For many people, when they hear "mercury," they immediately think of the old-fashioned thermometers that you had to be careful not to break. But modern production of electronics and industrial chemicals rely on the metal, making it just as, if not more, valuable today than it was decades ago. Yes, it is still used in thermometers, but it is also instrumental in manufacturing certain types of batteries, fluorescent light bulbs, and ingredients needed to produce several vaccines. The average price of mercury has decreased over the last decade, although in 2018, a flask of mercury in the European Union was valued at about $1,100 USD.

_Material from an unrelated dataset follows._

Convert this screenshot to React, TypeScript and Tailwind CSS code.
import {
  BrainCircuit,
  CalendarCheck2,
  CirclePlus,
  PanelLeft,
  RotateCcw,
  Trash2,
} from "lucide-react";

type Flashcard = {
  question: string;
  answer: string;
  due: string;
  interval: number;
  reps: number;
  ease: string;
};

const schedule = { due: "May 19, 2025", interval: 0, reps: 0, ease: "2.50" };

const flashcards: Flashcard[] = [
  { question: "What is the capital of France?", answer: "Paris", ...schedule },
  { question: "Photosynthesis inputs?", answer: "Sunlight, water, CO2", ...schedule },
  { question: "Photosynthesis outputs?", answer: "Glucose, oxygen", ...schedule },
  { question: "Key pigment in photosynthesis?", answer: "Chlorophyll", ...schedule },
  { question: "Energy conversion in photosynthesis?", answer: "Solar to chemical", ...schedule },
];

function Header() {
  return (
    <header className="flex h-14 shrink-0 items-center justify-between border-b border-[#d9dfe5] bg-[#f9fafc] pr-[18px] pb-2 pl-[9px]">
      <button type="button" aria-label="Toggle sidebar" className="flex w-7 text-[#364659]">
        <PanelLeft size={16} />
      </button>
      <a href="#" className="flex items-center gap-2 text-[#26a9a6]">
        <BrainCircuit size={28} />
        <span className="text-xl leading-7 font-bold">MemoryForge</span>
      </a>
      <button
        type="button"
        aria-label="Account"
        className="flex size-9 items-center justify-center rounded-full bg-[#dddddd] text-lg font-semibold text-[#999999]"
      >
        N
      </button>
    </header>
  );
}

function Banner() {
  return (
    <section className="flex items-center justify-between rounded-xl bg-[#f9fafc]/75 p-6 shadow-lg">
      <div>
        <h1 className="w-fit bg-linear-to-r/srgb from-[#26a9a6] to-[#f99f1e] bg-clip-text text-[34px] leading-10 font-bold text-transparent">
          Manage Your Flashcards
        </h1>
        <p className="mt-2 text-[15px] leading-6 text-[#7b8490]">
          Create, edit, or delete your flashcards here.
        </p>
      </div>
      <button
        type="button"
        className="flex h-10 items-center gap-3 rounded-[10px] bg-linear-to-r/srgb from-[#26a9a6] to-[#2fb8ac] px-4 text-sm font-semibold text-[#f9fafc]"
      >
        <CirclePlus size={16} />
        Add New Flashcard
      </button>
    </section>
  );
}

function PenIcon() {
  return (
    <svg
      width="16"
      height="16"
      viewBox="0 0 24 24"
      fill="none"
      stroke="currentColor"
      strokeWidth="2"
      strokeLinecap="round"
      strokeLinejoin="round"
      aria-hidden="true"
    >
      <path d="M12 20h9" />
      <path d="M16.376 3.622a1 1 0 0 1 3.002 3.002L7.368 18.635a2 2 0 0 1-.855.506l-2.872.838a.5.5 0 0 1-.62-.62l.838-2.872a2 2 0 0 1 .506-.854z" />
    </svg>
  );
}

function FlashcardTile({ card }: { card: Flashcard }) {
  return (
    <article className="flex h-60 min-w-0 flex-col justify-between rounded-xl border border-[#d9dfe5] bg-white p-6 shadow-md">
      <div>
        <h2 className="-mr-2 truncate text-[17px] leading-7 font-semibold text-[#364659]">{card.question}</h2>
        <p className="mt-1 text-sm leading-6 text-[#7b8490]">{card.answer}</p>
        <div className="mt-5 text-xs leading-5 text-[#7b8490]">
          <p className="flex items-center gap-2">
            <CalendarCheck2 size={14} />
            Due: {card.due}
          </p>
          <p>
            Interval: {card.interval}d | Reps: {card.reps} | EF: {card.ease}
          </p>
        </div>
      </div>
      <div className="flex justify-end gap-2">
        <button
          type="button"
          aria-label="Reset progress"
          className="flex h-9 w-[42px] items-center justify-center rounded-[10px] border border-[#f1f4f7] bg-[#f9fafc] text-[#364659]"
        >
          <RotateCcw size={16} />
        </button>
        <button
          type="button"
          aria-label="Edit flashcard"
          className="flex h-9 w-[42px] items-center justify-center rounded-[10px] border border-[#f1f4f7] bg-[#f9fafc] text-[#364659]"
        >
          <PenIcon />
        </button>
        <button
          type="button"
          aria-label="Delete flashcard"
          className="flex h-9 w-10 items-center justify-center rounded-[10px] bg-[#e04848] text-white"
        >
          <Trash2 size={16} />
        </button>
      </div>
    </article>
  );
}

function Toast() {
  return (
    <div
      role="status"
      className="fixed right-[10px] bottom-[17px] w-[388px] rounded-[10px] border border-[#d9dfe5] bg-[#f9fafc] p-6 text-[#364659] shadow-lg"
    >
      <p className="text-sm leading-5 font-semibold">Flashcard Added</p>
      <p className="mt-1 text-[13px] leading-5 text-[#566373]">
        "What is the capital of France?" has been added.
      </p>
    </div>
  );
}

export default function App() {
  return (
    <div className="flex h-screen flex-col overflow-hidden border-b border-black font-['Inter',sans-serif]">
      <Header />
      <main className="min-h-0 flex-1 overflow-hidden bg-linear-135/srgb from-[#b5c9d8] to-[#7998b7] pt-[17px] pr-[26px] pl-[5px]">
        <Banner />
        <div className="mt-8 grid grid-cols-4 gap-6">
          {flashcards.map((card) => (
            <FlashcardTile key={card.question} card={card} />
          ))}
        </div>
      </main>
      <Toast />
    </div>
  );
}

Even though mercury is incredibly useful, it is best known for being dangerous and toxic. While it is possible to come into contact with it when products break, it is much more likely to be ingested through seafood. With growing awareness of the dangers of ingesting toxins, more people in the US seek to avoid mercury. Between 2010 and 2021, the volume of mercury imported by the US for consumption dropped from 294 metric tons to just 2 metric tons.

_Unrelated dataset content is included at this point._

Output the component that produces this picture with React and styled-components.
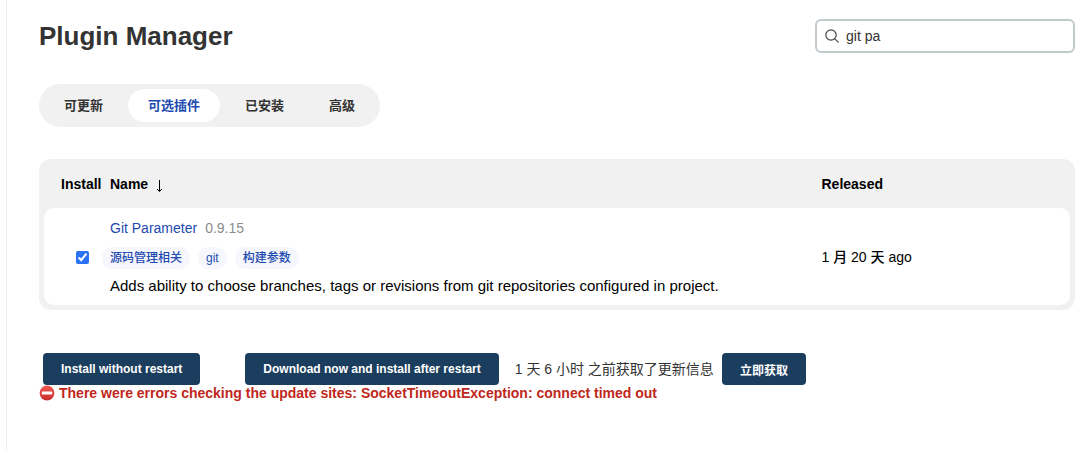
import React, { useState } from "react";
import styled, { createGlobalStyle } from "styled-components";

const GlobalStyle = createGlobalStyle`
  *, *::before, *::after { box-sizing: border-box; }
  body {
    margin: 0;
    background: #fff;
    color: #333;
    font-family: "Liberation Sans", "Noto Sans CJK SC", sans-serif;
    font-size: 14px;
    line-height: 20px;
  }
  button, input { font-family: inherit; }
`;

const Main = styled.main`
  min-height: 100vh;
  margin-left: 6px;
  padding: 19px 10px 48px 32px;
  border-left: 1px solid #f0f0f0;
`;

const Header = styled.header`
  display: flex;
  align-items: center;
  justify-content: space-between;
  gap: 20px;
`;

const Title = styled.h1`
  margin: 0;
  font-size: 26px;
  line-height: 34px;
  font-weight: 700;
`;

const SearchBox = styled.label`
  display: flex;
  align-items: center;
  gap: 7px;
  width: 260px;
  height: 34px;
  padding: 0 8px;
  border: 2px solid #c3cace;
  border-radius: 6px;
  background: #fff;
`;

const SearchInput = styled.input`
  flex: 1;
  min-width: 0;
  padding: 0;
  border: 0;
  outline: 0;
  background: transparent;
  color: #333;
  font-size: 14px;
  line-height: 20px;
`;

const Tabs = styled.nav`
  display: flex;
  width: fit-content;
  gap: 5px;
  margin-top: 31px;
  padding: 5px;
  border-radius: 22px;
  background: #f1f1f1;
`;

const Tab = styled.a`
  padding: 0 20px;
  border-radius: 17px;
  background: ${(p) => (p.$active ? "#fff" : "transparent")};
  color: ${(p) => (p.$active ? "#1d4ab0" : "#333")};
  font-size: 13px;
  line-height: 33px;
  font-weight: 700;
  text-decoration: none;
`;

const TableFrame = styled.div`
  margin-top: 32px;
  padding: 0 5px 5px;
  border-radius: 12px;
  background: #f1f1f1;
`;

const PluginTable = styled.table`
  width: 100%;
  border-collapse: separate;
  border-spacing: 0;
  table-layout: fixed;
  color: #000;
`;

const HeadCell = styled.th`
  width: ${(p) => p.$width || "auto"};
  height: 49px;
  padding: 0 0 0 ${(p) => (p.$first ? 17 : 8)}px;
  font-size: 14px;
  text-align: left;
  white-space: nowrap;
`;

const SortArrow = styled.svg`
  margin-left: 8px;
  vertical-align: -4px;
`;

const Cell = styled.td`
  padding: 10px 8px 9px;
  background: #fff;
  font-weight: 500;
  vertical-align: middle;
  &:first-child {
    padding-right: 0;
    padding-left: 32px;
    border-radius: 10px 0 0 10px;
  }
  &:last-child { border-radius: 0 10px 10px 0; }
`;

const Checkbox = styled.input`
  display: block;
  width: 13px;
  height: 13px;
  margin: 0;
  accent-color: #2a72f5;
`;

const PluginLink = styled.a`
  color: #1d4ab0;
  text-decoration: none;
`;

const Version = styled.span`
  margin-left: 8px;
  color: #8c8c8c;
`;

const TagList = styled.div`
  display: flex;
  gap: 8px;
  margin: 9px 0 7px -8px;
`;

const Tag = styled.a`
  padding: 0 8px;
  border-radius: 11px;
  background: #f6f7fc;
  color: #1d4ab0;
  font-size: 12px;
  line-height: 22px;
  text-decoration: none;
`;

const Description = styled.div`
  font-size: 15px;
`;

const Actions = styled.div`
  display: flex;
  align-items: center;
  margin-top: 43px;
  padding-left: 4px;
`;

const Button = styled.button`
  height: 32px;
  padding: 0 18px;
  border: 0;
  border-radius: 4px;
  background: #1b3e5e;
  color: #fff;
  font-size: 12px;
  font-weight: 700;
  white-space: nowrap;
  & + & { margin-left: 45px; }
`;

const UpdateInfo = styled.span`
  margin: 0 8px 0 16px;
`;

const ErrorMessage = styled.div`
  display: flex;
  align-items: center;
  gap: 4px;
  line-height: 16px;
  font-weight: 700;
  color: #c02720;
`;

const SearchIcon = () => (
  <svg width="14" height="14" viewBox="0 0 14 14" fill="none" stroke="#444" strokeWidth="1.2" strokeLinecap="round" aria-hidden="true">
    <circle cx="6" cy="6" r="5.2" />
    <path d="M9.8 9.8 13.2 13.2" />
  </svg>
);

const NoEntryIcon = () => (
  <svg width="16" height="16" viewBox="0 0 16 16" aria-hidden="true">
    <defs>
      <linearGradient id="sign" x1="0" y1="0" x2="0" y2="1">
        <stop offset="0" stopColor="#f0584f" />
        <stop offset="1" stopColor="#c9302c" />
      </linearGradient>
    </defs>
    <circle cx="8" cy="8" r="7.4" fill="url(#sign)" />
    <rect x="2.8" y="6.4" width="10.4" height="3.2" rx="0.6" fill="#fff" />
  </svg>
);

const tabs = ["可更新", "可选插件", "已安装", "高级"];
const tags = ["源码管理相关", "git", "构建参数"];

export default function App() {
  const [query, setQuery] = useState("git pa");
  const [checked, setChecked] = useState(true);
  const [active, setActive] = useState(1);

  return (
    <>
      <GlobalStyle />
      <Main>
        <Header>
          <Title>Plugin Manager</Title>
          <SearchBox>
            <SearchIcon />
            <SearchInput aria-label="Search" value={query} onChange={(e) => setQuery(e.target.value)} />
          </SearchBox>
        </Header>
        <Tabs>
          {tabs.map((name, i) => (
            <Tab key={name} href="#" $active={i === active} onClick={() => setActive(i)}>{name}</Tab>
          ))}
        </Tabs>
        <TableFrame>
          <PluginTable>
            <thead>
              <tr>
                <HeadCell $first $width="58px">Install</HeadCell>
                <HeadCell>
                  Name
                  <SortArrow width="7" height="14" viewBox="0 0 7 14" fill="none" stroke="#000" aria-hidden="true">
                    <path d="M3.5 1v11" />
                    <path d="M1.2 10 3.5 12.6 5.8 10" />
                  </SortArrow>
                </HeadCell>
                <HeadCell $width="25%">Released</HeadCell>
              </tr>
            </thead>
            <tbody>
              <tr>
                <Cell>
                  <Checkbox type="checkbox" aria-label="Git Parameter" checked={checked} onChange={(e) => setChecked(e.target.checked)} />
                </Cell>
                <Cell>
                  <div>
                    <PluginLink href="#">Git Parameter</PluginLink>
                    <Version>0.9.15</Version>
                  </div>
                  <TagList>
                    {tags.map((tag) => <Tag key={tag} href="#">{tag}</Tag>)}
                  </TagList>
                  <Description>Adds ability to choose branches, tags or revisions from git repositories configured in project.</Description>
                </Cell>
                <Cell>1 月 20 天 ago</Cell>
              </tr>
            </tbody>
          </PluginTable>
        </TableFrame>
        <Actions>
          <Button type="button">Install without restart</Button>
          <Button type="button">Download now and install after restart</Button>
          <UpdateInfo>1 天 6 小时 之前获取了更新信息</UpdateInfo>
          <Button type="button">立即获取</Button>
        </Actions>
        <ErrorMessage role="alert">
          <NoEntryIcon />
          There were errors checking the update sites: SocketTimeoutException: connect timed out
        </ErrorMessage>
      </Main>
    </>
  );
}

China is the top producer of mercury. In 2022, its mines produced 2,000 metric tons of mercury. As China is known for their manufacturing, it makes sense that they would also work to produce the raw materials needed, since limiting the shipping of raw materials will ultimately lower the cost of production and increase profits. Mining coal, metal, and minerals is incredibly profitable for China. It has over 1500 mining operations, and this industry is incredibly important to the country's economy. Still, it is shocking to see how much more mercury China mines compared to the rest of the world. The second-largest producer, Tajikistan, only produced about 120 metric tons of mercury. That is equal to 6% of the volume mined by China.